Anklage gegen den Vorsitzenden Was wusste Ex-Audi-Chef Rupert Stadler?

München · Die Staatsanwaltschaft hat in der Diesel-Affäre Anklage wegen Betrugs gegen den früheren Vorstandsvorsitzenden der Ingolstädter erhoben.

 Zwölf Jahre lang stand Stadler an der Spitze des Konzerns.

Zwölf Jahre lang stand Stadler an der Spitze des Konzerns.

Foto: dpa/Armin Weigel

Die Staatsanwaltschaft München will den früheren Audi-Chef Rupert Stadler vor Gericht stellen. Wegen Betrugs in der Dieselaffäre habe sie Anklage gegen Stadler und drei weitere Beschuldigte erhoben, teilte die Staatsanwaltschaft am Mittwoch mit. Ob es auch zum Prozess kommt, muss nun das Landgericht entscheiden – vielleicht sogar erst nächstes Jahr.

Stadler will auf jeden Fall kämpfen. „Er wird sich gegen die Anklagevorwürfe verteidigen“, kündigte sein Anwalt Thilo Pfordte an. Die Verteidigung müsse jetzt erst einmal die Anklage studieren und werde dann später Stellung nehmen.

Rund 400 Seiten lang ist die Anklageschrift, dazu kommen noch 7000 Seiten im Anhang – das Ergebnis jahrelanger Ermittlungen der Staatsanwälte.

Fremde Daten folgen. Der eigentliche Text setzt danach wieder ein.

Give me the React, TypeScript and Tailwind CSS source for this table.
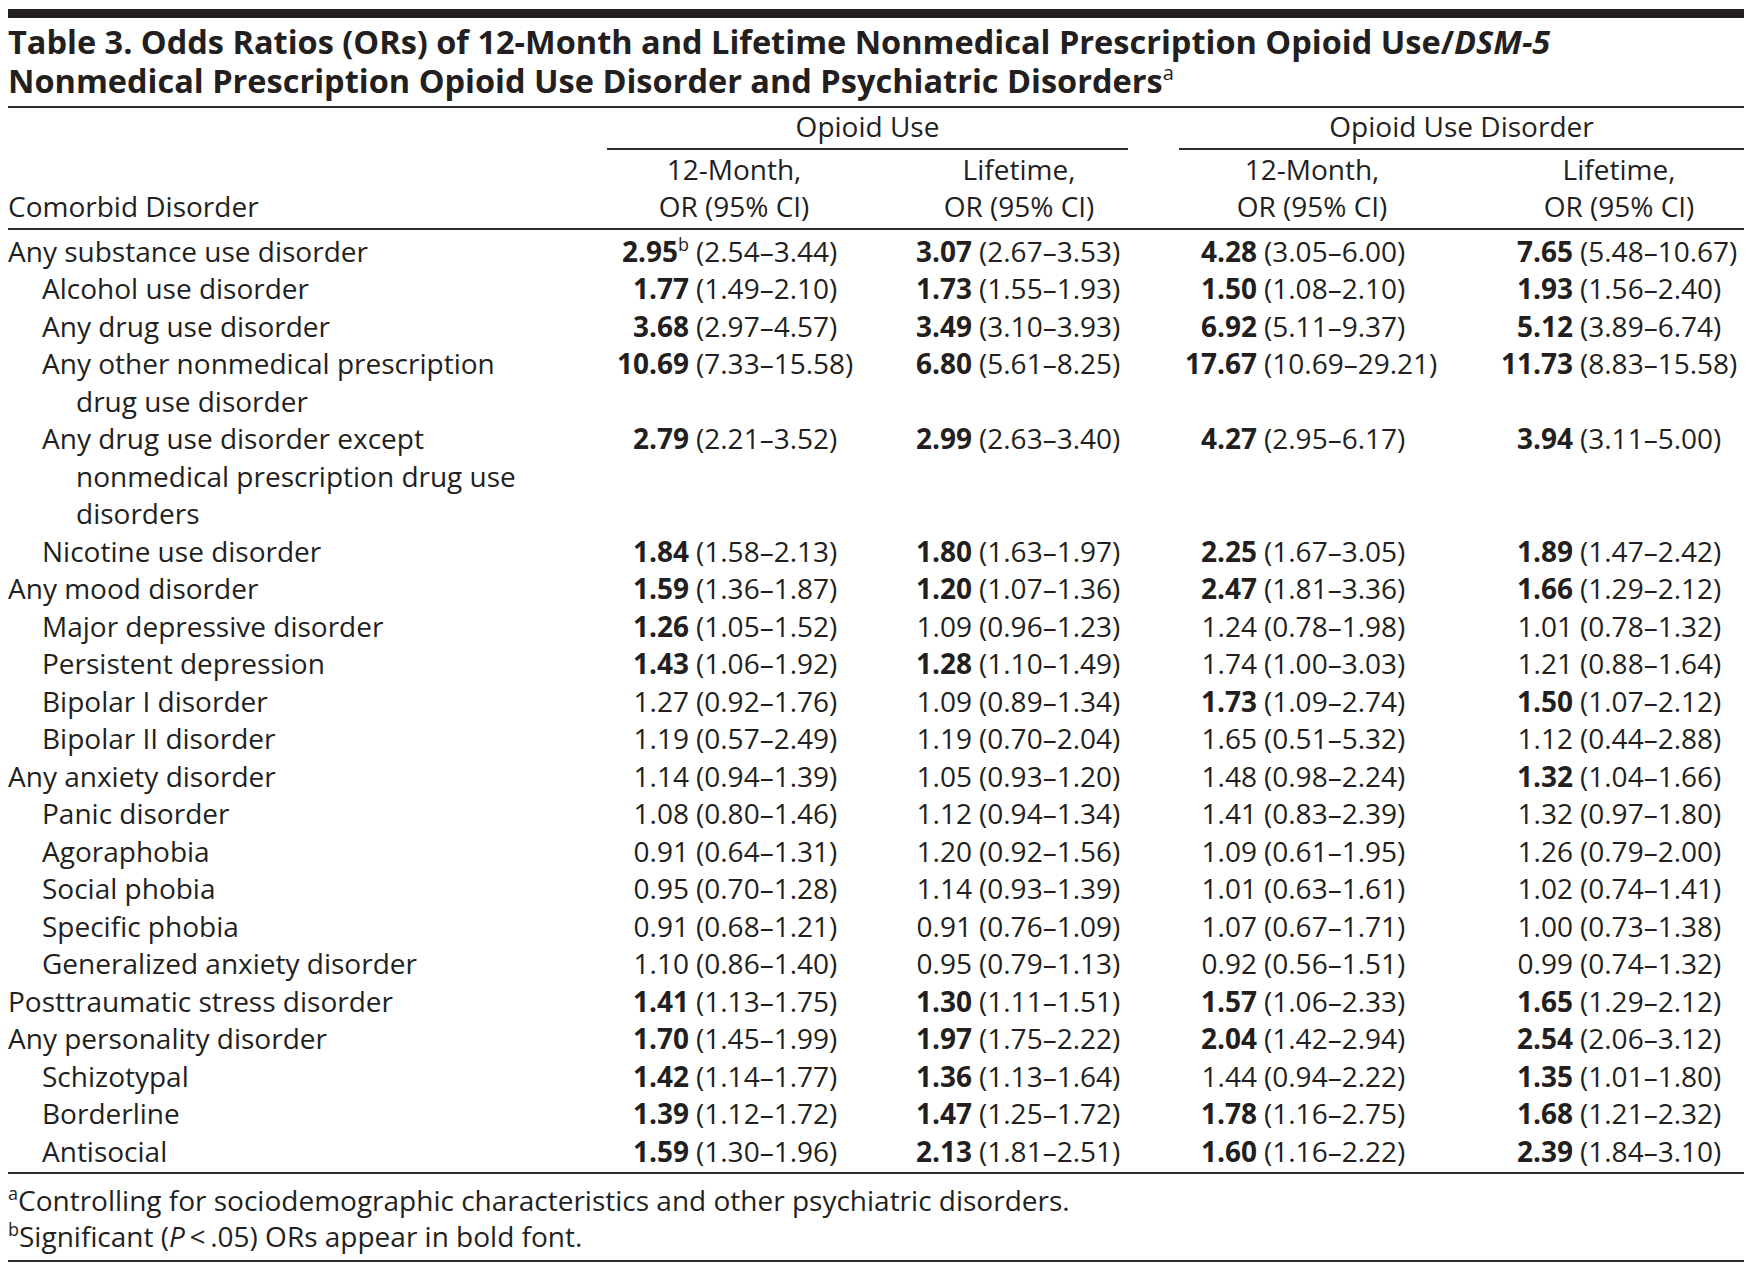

Dem 56-jährigen Stadler werfen sie vor, er habe spätestens Ende September 2015 von den Abgas-Manipulationen bei Audi-Dieselmotoren gewusst und den Verkauf der Autos trotzdem nicht verhindert. „Betrug, mittelbare Falschbeurkundung sowie strafbare Werbung“ lautet der Vorwurf. Bei einer Verurteilung könnte den Angeklagten rein theoretisch bis zu 15 Jahre Gefängnis drohen. Aber dieses Strafmaß sei auch bei Schuldsprüchen nicht zu erwarten, betonen Juristen.

Die drei zusammen mit Stadler angeklagten Manager und Ingenieure sollen bei Audi Dieselmotoren mit einer verbotenen Abschaltfunktion entwickelt haben. Damit stießen die Motoren auf dem Prüfstand weniger Abgas aus als im alltäglichen Betrieb auf der Straße. Diese Motoren seien dann in 250 712 Audis, 71 577 Fahrzeugen von VW und 112 131 Fahrzeugen von Porsche eingebaut worden. Die Autos wurden in Europa und den USA verkauft.

Die Wirtschaftsstrafkammer unter Richter Alexander Kalomiris muss nun entscheiden, ob sie die Anklage zulässt. Das kann dauern – alle Beteiligten müssen sich einarbeiten, danach bekommen sie Zeit für Stellungnahmen. 

Stadler war zwölf Jahre lang Audi-Chef. Mitwisserschaft oder gar Beteiligung an Diesel-Manipulationen hat er stets bestritten. Die Ermittler hatten bei Razzien in der Audi-Zentrale in Ingolstadt und im Werk Neckarsulm Material sichergestellt, sein Privathaus bei Ingolstadt durchsucht und sein Telefon abgehört. Wegen Verdunkelungsgefahr war er im Juni 2018 noch als Vorstandschef verhaftet worden und hatte vier Monate lang in Augsburg in Untersuchungshaft gesessen. Nach Aufgabe seiner Ämter als Audi-Chef und VW-Konzernvorstand und der Ernennung von Bram Schot zu seinem Nachfolger wurde er im Oktober unter Auflagen aus der U-Haft entlassen.

Wie Stadler hatten auch ein ehemaliger Chef der Audi-Motorenentwicklung und ein ehemaliger leitender Ingenieur aus Neckarsulm in München in Untersuchungshaft gesessen. Ein Verteidiger des jetzt mitangeklagten leitenden Ingenieurs Giovanni P. sagte, sein Mandant habe sich ausführlich geäußert und Unterlagen vorgelegt.

Der Skandal hat Audi seit 2015 rund 3,4 Milliarden Euro gekostet. Der Konzern erklärte, es sei „im Interesse der Mitarbeiter, der Anteilseigner und des ganzen Unternehmens, die Sachverhalte, die zur Dieselkrise geführt haben, juristisch restlos aufzuklären.“

Die Münchner Staatsanwaltschaft ermittelt immer noch gegen mehr als 20 weitere Beschuldigte, darunter auch gegen einen Audi-Vorstand. Die Staatsanwaltschaft Braunschweig hatte im April Anklage gegen den ehemaligen VW-Konzernchef Martin Winterkorn erhoben. Er soll bereits Mitte 2015 von der illegalen Motorsteuerung gewusst haben.